I've integrated the theories and concepts of the stress discipline and the emotion discipline in order to attempt to understand the entire elephant. Understanding the entire elephant enables us to better assess the advice provided by Siddle and others. It also provides the basis of assessing the teachings of all activities associated with dealing with physical violence. And, it provides the tantalising opportunity of providing a holistic solution to the problem.

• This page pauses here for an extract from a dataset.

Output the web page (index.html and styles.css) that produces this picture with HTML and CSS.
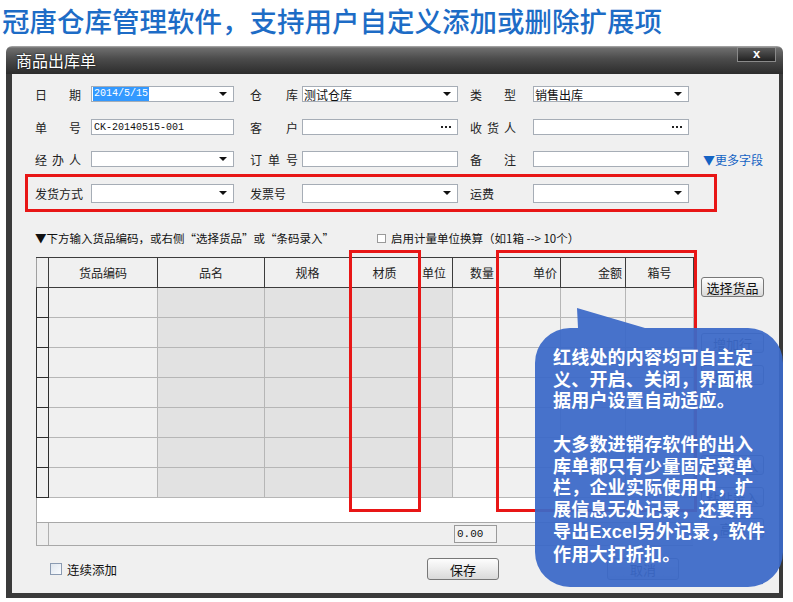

PS: I recently saw a TV program which suggested an African problem where elephants appeared to be deliberately targeting humans was due to the elephants experiencing post traumatic stress resulting from their witnessing the slaughter of their own kind and family members. An understanding of this survival process offers the tantalising prospect of assisting in the management and recovery of PTSD (Post Traumatic Stress Disorder). As explained in my previous post, I've used this model to understand and manage my own 'burnout', and the apparent inexplicable anger manifested in a young man following his violent attack.
We, as martial arts instructors, are often on the front line when dealing with people with PTSD of various degrees. Does it not behove us to understand the mechanism that produces this condition? I wish I had the knowledge I have now when I was teaching certain individuals; teaching with an incomplete assurance that I knew what I was teaching. Of course now I'm having to apply this knowledge to aid in my own recover from burnout.